Lee: Philosophy of Race, Class, and Gender (PHIL 377)
Despite the history of analyzing race, class, and gender as separate phenomena, the three are integrally linked. Perhaps because our present analysis predominantly treats them as three wholly separate entities, we have yet to achieve an encompassing understanding of them. This class will focus on the interstitial connections among the three. Beginning from the Latin American and Asian American philosophy before considering the usual binary that defines studies of race—the black-white binary—we shall continue to ask how class and sexuality disrupt and force the dialogue to change and expand its parameters.
Liu: Asian Philosophy (PHIL 350)
This course will teach Asian philosophies with heavy emphasis on Chinese philosophy such as Confucianism, Daoism, Buddhism (especially Zen), and Neo-Confucianism. We will study the different worldviews, conceptions of human nature and the good life from these philosophical perspectives, and where suitable, make comparisons with Western philosophies, religions and values.
This course meets GE Category C.4 and Category Z (Cultural Diversity).
Liu: Meaning and Mind (PHIL 375; cross-listed as LING 375)

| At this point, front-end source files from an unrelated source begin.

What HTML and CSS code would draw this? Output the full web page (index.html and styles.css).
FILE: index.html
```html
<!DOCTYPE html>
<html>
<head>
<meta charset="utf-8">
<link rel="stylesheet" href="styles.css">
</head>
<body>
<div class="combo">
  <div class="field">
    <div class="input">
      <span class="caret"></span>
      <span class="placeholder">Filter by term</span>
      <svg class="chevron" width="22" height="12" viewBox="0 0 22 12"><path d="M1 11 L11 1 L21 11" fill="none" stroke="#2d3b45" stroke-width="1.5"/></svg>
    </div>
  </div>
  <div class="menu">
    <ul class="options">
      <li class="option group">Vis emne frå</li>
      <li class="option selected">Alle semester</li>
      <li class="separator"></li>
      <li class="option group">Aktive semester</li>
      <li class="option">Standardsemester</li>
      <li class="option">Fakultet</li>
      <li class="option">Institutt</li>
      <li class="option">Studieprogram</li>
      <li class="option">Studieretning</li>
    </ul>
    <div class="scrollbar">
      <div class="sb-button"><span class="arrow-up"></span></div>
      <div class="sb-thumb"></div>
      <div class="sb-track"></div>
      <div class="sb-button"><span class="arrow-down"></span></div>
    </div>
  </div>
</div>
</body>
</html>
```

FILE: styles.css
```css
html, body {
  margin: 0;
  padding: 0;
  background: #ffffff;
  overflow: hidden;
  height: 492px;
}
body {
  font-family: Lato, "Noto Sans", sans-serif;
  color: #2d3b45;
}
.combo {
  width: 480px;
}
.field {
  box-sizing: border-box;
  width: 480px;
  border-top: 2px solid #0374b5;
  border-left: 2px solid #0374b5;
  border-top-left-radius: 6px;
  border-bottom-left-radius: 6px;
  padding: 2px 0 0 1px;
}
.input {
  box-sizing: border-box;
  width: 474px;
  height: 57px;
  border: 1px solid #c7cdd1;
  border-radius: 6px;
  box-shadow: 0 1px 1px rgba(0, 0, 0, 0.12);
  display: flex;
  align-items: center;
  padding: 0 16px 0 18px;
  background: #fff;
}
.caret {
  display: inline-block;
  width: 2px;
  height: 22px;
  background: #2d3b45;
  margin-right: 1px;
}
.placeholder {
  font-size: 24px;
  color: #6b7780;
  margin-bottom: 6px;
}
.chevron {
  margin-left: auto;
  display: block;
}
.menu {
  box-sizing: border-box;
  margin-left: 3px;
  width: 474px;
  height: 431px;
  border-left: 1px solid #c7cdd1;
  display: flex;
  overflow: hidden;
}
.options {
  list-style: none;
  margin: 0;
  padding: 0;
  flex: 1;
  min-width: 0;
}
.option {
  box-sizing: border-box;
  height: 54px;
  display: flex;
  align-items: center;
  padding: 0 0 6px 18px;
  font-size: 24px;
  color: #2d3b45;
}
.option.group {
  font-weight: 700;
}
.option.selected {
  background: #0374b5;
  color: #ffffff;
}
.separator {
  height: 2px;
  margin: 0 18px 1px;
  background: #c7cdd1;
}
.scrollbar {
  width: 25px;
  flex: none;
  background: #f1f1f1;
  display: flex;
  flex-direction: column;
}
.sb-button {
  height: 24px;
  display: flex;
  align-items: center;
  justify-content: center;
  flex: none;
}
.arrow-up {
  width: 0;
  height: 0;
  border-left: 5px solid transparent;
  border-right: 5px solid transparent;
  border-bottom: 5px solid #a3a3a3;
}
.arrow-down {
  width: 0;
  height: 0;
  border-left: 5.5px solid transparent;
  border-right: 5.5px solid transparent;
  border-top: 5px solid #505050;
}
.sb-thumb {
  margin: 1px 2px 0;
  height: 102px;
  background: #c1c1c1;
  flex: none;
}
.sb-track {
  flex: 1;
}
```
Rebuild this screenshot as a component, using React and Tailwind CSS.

What is meaning? What is the nature of language? How does one’s speech convey what one means with one’s words? What is the relationship between language and mind? How is linguistic communication possible? This course serves as an introduction to philosophy of language, with the focus on the interplay between meaning and mind. What one thinks or says has a lot to do with one’s understanding of the meaning of words as well as the sociolinguistic conventions governing the usage of such words. We will explore a host of issues related to meaning and mind, such as the nature of language, the meaning of meaning, speech act and communication, interpretation and belief report, naming and reference, etc. Students are expected to do all readings thoroughly. Class participation is strongly emphasized.